↓↓↓

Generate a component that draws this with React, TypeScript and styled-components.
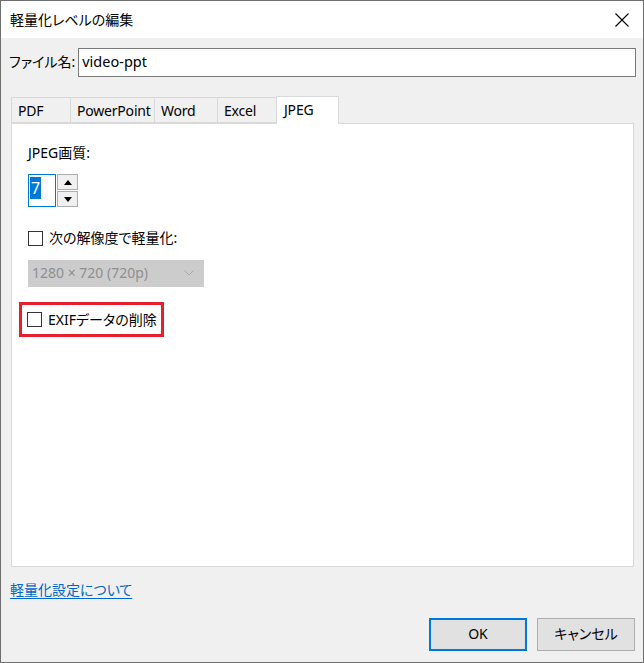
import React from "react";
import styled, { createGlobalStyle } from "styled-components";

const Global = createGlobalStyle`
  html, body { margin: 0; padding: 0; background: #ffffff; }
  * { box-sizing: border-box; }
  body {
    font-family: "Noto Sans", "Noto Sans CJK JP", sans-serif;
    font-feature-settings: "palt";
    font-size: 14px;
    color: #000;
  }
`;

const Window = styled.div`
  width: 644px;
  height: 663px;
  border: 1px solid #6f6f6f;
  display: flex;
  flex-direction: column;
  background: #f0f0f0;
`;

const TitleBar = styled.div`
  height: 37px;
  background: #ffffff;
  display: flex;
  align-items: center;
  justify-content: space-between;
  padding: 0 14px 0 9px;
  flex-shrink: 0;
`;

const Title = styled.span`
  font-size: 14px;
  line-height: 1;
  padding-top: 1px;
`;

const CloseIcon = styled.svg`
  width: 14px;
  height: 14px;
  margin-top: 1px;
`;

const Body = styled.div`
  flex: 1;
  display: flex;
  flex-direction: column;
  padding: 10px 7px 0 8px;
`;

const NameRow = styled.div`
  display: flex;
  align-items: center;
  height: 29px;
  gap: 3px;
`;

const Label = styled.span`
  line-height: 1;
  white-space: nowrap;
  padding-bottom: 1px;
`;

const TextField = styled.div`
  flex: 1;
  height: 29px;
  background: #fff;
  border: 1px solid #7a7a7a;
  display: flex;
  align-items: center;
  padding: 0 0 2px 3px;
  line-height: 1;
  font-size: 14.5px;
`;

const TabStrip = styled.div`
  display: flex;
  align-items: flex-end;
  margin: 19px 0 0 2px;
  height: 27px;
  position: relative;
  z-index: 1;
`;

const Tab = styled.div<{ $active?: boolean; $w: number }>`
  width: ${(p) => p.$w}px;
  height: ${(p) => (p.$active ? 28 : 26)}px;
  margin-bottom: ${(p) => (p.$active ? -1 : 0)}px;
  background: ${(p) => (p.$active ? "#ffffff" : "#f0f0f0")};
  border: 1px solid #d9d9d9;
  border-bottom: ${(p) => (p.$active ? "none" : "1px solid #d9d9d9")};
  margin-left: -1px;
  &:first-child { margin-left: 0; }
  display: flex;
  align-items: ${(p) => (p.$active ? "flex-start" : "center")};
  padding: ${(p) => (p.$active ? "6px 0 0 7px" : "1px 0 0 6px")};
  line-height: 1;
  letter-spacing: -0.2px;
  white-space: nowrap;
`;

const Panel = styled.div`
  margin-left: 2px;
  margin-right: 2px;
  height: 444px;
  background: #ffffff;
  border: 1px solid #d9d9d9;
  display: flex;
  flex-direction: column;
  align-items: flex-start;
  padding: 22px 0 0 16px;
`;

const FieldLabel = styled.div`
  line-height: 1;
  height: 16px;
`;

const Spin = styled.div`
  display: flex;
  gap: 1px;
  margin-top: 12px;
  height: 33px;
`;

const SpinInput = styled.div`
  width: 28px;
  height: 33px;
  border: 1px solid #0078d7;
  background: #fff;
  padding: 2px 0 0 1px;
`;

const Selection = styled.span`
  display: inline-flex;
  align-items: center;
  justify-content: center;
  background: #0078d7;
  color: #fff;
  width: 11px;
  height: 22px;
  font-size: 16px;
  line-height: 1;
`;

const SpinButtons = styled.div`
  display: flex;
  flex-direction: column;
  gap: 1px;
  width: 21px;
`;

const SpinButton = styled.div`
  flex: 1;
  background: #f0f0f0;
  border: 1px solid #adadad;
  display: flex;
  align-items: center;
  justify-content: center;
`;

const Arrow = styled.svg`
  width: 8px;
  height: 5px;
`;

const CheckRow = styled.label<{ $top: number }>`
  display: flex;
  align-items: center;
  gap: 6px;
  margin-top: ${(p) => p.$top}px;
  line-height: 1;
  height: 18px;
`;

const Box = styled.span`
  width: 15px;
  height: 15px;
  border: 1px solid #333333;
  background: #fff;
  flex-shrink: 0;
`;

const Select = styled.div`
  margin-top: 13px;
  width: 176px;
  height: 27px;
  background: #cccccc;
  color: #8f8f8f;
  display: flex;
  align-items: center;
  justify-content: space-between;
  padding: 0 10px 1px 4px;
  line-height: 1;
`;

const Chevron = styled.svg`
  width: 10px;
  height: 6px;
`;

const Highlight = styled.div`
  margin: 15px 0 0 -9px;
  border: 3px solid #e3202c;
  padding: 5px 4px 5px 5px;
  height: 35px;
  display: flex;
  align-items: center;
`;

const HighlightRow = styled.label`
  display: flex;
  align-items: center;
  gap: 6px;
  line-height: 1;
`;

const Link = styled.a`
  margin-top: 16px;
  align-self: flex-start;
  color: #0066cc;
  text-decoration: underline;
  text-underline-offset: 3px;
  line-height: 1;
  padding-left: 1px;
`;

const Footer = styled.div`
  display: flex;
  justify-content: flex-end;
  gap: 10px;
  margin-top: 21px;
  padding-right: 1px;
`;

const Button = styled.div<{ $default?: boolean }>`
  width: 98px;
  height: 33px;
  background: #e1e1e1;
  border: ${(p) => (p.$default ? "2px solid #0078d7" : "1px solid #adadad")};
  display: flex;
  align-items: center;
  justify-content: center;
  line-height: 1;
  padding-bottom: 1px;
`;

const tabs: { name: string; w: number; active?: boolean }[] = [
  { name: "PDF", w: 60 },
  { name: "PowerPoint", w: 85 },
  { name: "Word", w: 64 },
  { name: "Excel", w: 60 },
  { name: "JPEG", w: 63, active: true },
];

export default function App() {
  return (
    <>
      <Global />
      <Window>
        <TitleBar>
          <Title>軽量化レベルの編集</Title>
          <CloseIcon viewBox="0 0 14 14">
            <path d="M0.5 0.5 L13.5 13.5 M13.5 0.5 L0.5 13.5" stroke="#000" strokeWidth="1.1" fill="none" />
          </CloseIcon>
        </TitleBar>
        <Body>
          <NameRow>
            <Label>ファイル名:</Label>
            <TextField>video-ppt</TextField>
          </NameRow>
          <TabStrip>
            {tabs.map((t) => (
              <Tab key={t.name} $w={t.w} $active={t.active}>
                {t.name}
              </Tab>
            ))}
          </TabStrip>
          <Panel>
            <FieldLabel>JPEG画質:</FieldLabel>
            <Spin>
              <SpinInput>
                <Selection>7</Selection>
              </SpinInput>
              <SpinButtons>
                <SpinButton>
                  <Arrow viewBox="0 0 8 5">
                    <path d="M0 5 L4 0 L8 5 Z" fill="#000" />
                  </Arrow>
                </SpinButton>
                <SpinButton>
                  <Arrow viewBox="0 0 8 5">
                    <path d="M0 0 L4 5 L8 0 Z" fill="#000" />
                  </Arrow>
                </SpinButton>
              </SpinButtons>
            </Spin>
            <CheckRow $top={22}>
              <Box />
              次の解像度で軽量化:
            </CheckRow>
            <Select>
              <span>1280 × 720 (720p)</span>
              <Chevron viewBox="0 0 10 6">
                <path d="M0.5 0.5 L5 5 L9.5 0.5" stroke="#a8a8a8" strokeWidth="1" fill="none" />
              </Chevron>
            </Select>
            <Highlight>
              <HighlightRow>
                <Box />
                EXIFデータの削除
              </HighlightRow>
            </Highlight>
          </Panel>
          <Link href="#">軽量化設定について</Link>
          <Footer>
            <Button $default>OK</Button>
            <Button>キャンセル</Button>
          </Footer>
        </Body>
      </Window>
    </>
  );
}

↑↑↑

Collect, from the material above, every line containing the word "React".

ANSWER TO THIS TASK:
Generate a component that draws this with React, TypeScript and styled-components.
import React from "react";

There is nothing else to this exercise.